Несколько дней Сталин играл со своей жертвой как кошка с мышью. Немцы заявляют, что захватили более двухсот тысяч пленных, — может быть, врут? «Нет, товарищ Сталин, не врут», — отвечал Хрущев. Во время Первой мировой войны, продолжал Сталин, когда один царский генерал отдал армию прямо в руки немцам, его за это повесили. «Товарищ Сталин, помню этот случай», — отвечал Хрущев.
Несколько дней продолжалась томительная неизвестность; Хрущев старался сохранять хорошую мину при плохой игре. Сталин чередовал замаскированные угрозы с практическими вопросами о том, как же теперь защитить Донбасс. Чем дольше Хрущев оставался в Москве, «тем более томительно тянулось время, которое должно было чем-то кончиться для меня лично.
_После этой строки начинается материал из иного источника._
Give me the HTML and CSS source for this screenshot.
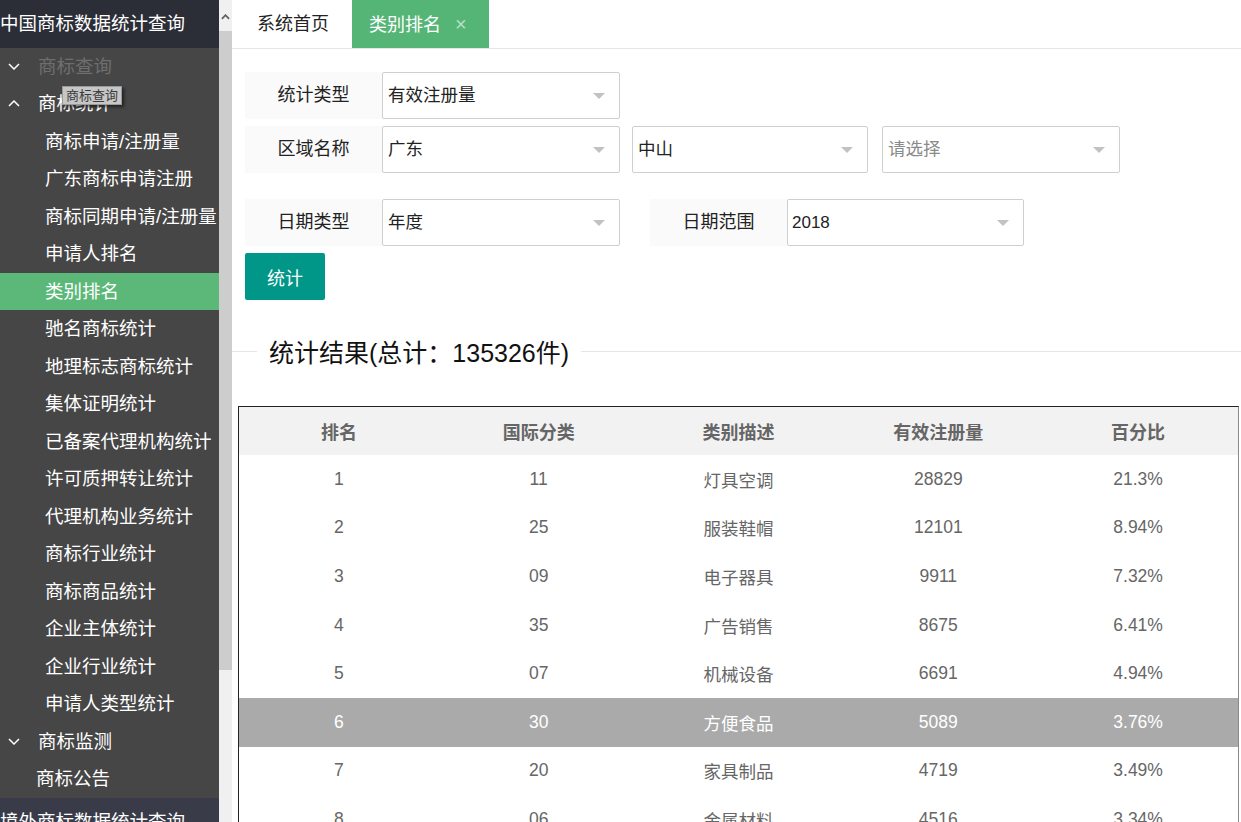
FILE: index.html
```html
<!DOCTYPE html>
<html lang="zh-CN">
<head>
<meta charset="utf-8">
<title>类别排名</title>
<link rel="stylesheet" href="styles.css">
</head>
<body>
<div class="app">
  <aside class="sidebar">
    <div class="brand">中国商标数据统计查询</div>
    <ul class="nav">
      <li class="nav-top muted"><svg class="chev" viewBox="0 0 12 7"><polyline points="1,1 6,6 11,1"/></svg><span>商标查询</span></li>
      <li class="nav-top"><svg class="chev" viewBox="0 0 12 7"><polyline points="1,6 6,1 11,6"/></svg><span>商标统计</span></li>
      <li class="nav-sub">商标申请/注册量</li>
      <li class="nav-sub">广东商标申请注册</li>
      <li class="nav-sub">商标同期申请/注册量</li>
      <li class="nav-sub">申请人排名</li>
      <li class="nav-sub active">类别排名</li>
      <li class="nav-sub">驰名商标统计</li>
      <li class="nav-sub">地理标志商标统计</li>
      <li class="nav-sub">集体证明统计</li>
      <li class="nav-sub">已备案代理机构统计</li>
      <li class="nav-sub">许可质押转让统计</li>
      <li class="nav-sub">代理机构业务统计</li>
      <li class="nav-sub">商标行业统计</li>
      <li class="nav-sub">商标商品统计</li>
      <li class="nav-sub">企业主体统计</li>
      <li class="nav-sub">企业行业统计</li>
      <li class="nav-sub">申请人类型统计</li>
      <li class="nav-top"><svg class="chev" viewBox="0 0 12 7"><polyline points="1,1 6,6 11,1"/></svg><span>商标监测</span></li>
      <li class="nav-leaf">商标公告</li>
    </ul>
    <div class="brand brand-alt">境外商标数据统计查询</div>
    <div class="tooltip">商标查询</div>
  </aside>
  <div class="vscroll">
    <div class="vs-btn"><svg viewBox="0 0 10 6"><polyline points="1,5 5,1 9,5"/></svg></div>
    <div class="vs-thumb"></div>
  </div>
  <main class="main">
    <div class="tabs">
      <div class="tab">系统首页</div>
      <div class="tab active">类别排名<span class="close">×</span></div>
    </div>
    <div class="content">
      <div class="form">
        <div class="form-row">
          <div class="lbl">统计类型</div>
          <div class="sel"><span>有效注册量</span><i class="caret"></i></div>
        </div>
        <div class="form-row row-area">
          <div class="lbl">区域名称</div>
          <div class="sel"><span>广东</span><i class="caret"></i></div>
          <div class="sel sel-2"><span>中山</span><i class="caret"></i></div>
          <div class="sel sel-3"><span class="ph">请选择</span><i class="caret"></i></div>
        </div>
        <div class="form-row row-date">
          <div class="lbl">日期类型</div>
          <div class="sel"><span>年度</span><i class="caret"></i></div>
          <div class="lbl lbl-2">日期范围</div>
          <div class="sel sel-4"><span class="num">2018</span><i class="caret"></i></div>
        </div>
        <button class="btn">统计</button>
      </div>
      <div class="legend">
        <span class="line line-l"></span>
        <span class="legend-text">统计结果(总计：135326件)</span>
        <span class="line line-r"></span>
      </div>
      <table class="grid">
        <thead>
          <tr><th>排名</th><th>国际分类</th><th>类别描述</th><th>有效注册量</th><th>百分比</th></tr>
        </thead>
        <tbody>
          <tr><td>1</td><td>11</td><td>灯具空调</td><td>28829</td><td>21.3%</td></tr>
          <tr><td>2</td><td>25</td><td>服装鞋帽</td><td>12101</td><td>8.94%</td></tr>
          <tr><td>3</td><td>09</td><td>电子器具</td><td>9911</td><td>7.32%</td></tr>
          <tr><td>4</td><td>35</td><td>广告销售</td><td>8675</td><td>6.41%</td></tr>
          <tr><td>5</td><td>07</td><td>机械设备</td><td>6691</td><td>4.94%</td></tr>
          <tr class="hl"><td>6</td><td>30</td><td>方便食品</td><td>5089</td><td>3.76%</td></tr>
          <tr><td>7</td><td>20</td><td>家具制品</td><td>4719</td><td>3.49%</td></tr>
          <tr><td>8</td><td>06</td><td>金属材料</td><td>4516</td><td>3.34%</td></tr>
        </tbody>
      </table>
    </div>
  </main>
</div>
</body>
</html>
```
FILE: styles.css
```css
* { box-sizing: border-box; }
html, body { margin: 0; padding: 0; }
body {
  width: 1241px;
  height: 822px;
  overflow: hidden;
  background: #fff;
  font-family: "Liberation Sans", "Noto Sans CJK SC", sans-serif;
  color: #333;
}
.app { display: flex; height: 822px; overflow: hidden; }

/* sidebar */
.sidebar {
  position: relative;
  width: 219px;
  flex: none;
  background: #464646;
  overflow: hidden;
  white-space: nowrap;
  display: flex;
  flex-direction: column;
}
.brand {
  height: 47.5px;
  line-height: 47.5px;
  background: #2c2e37;
  color: #fff;
  font-size: 18.5px;
  flex: none;
}
.brand-alt { background: #393c48; }
.nav { list-style: none; margin: 0; padding: 0; flex: none; }
.nav li {
  height: 37.5px;
  line-height: 37.5px;
  font-size: 18.5px;
  color: #fff;
}
.nav-top { display: flex; align-items: center; }
.nav-top span { margin-left: 18px; }
.nav-top.muted span { color: #6e6e6e; }
.chev {
  width: 12px; height: 7px;
  margin-left: 8px;
  fill: none; stroke: #fff; stroke-width: 1.5;
}
.nav-sub { padding-left: 45px; }
.nav-sub.active { background: #5cb878; }
.nav-leaf { padding-left: 36px; }
.tooltip {
  position: absolute;
  left: 62px; top: 86px;
  width: 60px; height: 19px;
  line-height: 17px;
  font-size: 13px;
  color: #3a3a3a;
  text-align: center;
  background: #c6c6c6;
  border: 1px solid #9a9a9a;
  box-shadow: 2px 2px 3px rgba(0,0,0,.55);
}

/* fake scrollbar */
.vscroll {
  width: 13px;
  flex: none;
  background: #f0f0f0;
  display: flex;
  flex-direction: column;
}
.vs-btn { height: 31px; display: flex; justify-content: center; padding-top: 14px; }
.vs-btn svg { width: 9px; height: 6px; fill: none; stroke: #606060; stroke-width: 2; }
.vs-thumb { height: 639px; background: #cdcdcd; }

/* main */
.main { flex: 1; min-width: 0; }
.tabs {
  display: flex;
  height: 49px;
  border-bottom: 1px solid #e6e6e6;
}
.tab {
  height: 48px;
  line-height: 48px;
  padding: 0 23px 0 25px;
  font-size: 18px;
  color: #222;
}
.tab.active {
  background: #55b576;
  color: #fff;
  padding: 0 22px 0 17px;
}
.close {
  margin-left: 14px;
  color: #b8e0c4;
  font-size: 20px;
}
.content { padding-top: 23px; }
.form { padding-left: 13px; }
.form-row { display: flex; height: 47px; margin-bottom: 7px; }
.form-row.row-area { margin-bottom: 26px; }
.lbl {
  width: 137px;
  flex: none;
  background: #fafafa;
  text-align: center;
  line-height: 47px;
  font-size: 18px;
  color: #222;
}
.sel {
  position: relative;
  width: 238px;
  flex: none;
  border: 1px solid #cfcfcf;
  border-radius: 2px;
  padding-left: 5px;
  line-height: 45px;
  font-size: 17.5px;
  color: #222;
}
.sel-2 { margin-left: 12px; width: 236px; }
.sel-3 { margin-left: 14px; }
.lbl-2 { margin-left: 30px; }
.sel-4 { width: 237px; padding-left: 4px; }
.ph { color: #8a8a8a; }
.num { font-size: 17px; }
.caret {
  position: absolute;
  right: 14px; top: 20px;
  width: 0; height: 0;
  border-style: solid;
  border-width: 6px 6px 0 6px;
  border-color: #c2c2c2 transparent transparent transparent;
}
.btn {
  display: block;
  width: 80px; height: 47px;
  border: none;
  border-radius: 2px;
  background: #009688;
  color: #fff;
  font-family: inherit;
  font-size: 18px;
  padding: 0;
}
.legend {
  display: flex;
  align-items: center;
  height: 32px;
  margin-top: 35px;
}
.line { height: 1px; background: #e6e6e6; }
.line-l { width: 25px; flex: none; }
.line-r { flex: 1; }
.legend-text {
  padding: 0 12px;
  font-size: 25px;
  color: #111;
  white-space: nowrap;
}
.grid {
  margin: 39px 0 0 6px;
  width: 1001px;
  border-collapse: separate;
  border-spacing: 0;
  border-top: 1px solid #222;
  border-left: 1px solid #222;
  border-right: 1px solid #8a8a8a;
  table-layout: fixed;
}
.grid th {
  height: 48px;
  background: #f2f2f2;
  font-size: 18px;
  font-weight: bold;
  color: #666;
  padding: 0;
}
.grid td {
  height: 48.6px;
  text-align: center;
  font-size: 17.5px;
  color: #666;
  padding: 0;
}
.grid tr.hl td { background: #aaaaaa; color: #fff; }
```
Думал, что Сталин не пройдет мимо такой катастрофы… не простит и захочет найти козла отпущения, продемонстрировав свою неумолимость, принципиальность и твердость… Я даже догадывался, исходя из прежнего опыта, как Сталин может формулировать. Он был большой мастер на такие формулировки».
К неизмеримому облегчению Хрущева, ему было разрешено вернуться на фронт. Но прощение тирана могло быть и ловушкой: Хрущев «знал случаи, когда Сталин ободрял людей, они выходили из его кабинета, но тут же отправлялись совсем не туда, куда следовало, а туда, куда Сталин указывал тем, кто этим делом занимался и хватал их. Я вышел. Ничего. Переночевал. Наутро улетел и вернулся на фронт»68.
Но гнев Сталина еще не утих. Тем же летом, в присутствии нескольких командиров, он выбил о лысую макушку Хрущева свою знаменитую трубку. «Это римский обычай, — объяснил Сталин потрясенным зрителям. — Когда в Древнем Риме командир проигрывал битву, он садился на кострище и посыпал себе голову пеплом. В те времена это был для военного самый страшный позор»69.
В отличие от Баграмяна и Тимошенко, Хрущев даже не был уволен: вместо этого он получил назначение в Военный совет Сталинградского фронта. Однако он чувствовал себя глубоко униженным («Я недостаточно разбираюсь в военных вопросах, — отвечал он, когда его просили походатайствовать в Москве об улучшении снабжения армии, — боюсь, мне не удастся ни в чем убедить Ставку»)70, и время не излечило его боль. «И сейчас, — писал он в отставке, — я все еще обдумываю события того лично для меня самого тяжелого времени, поворотного для положения дел в 1942 году»71. По словам его дочери Рады, «его это мучило до конца его дней»72. Если бы Сталин послушался его предупреждений! Если бы на месте Василевского был более смелый Жуков!73 Однако собственную вину Хрущев так никогда и не признал — по крайней мере, не признал открыто74.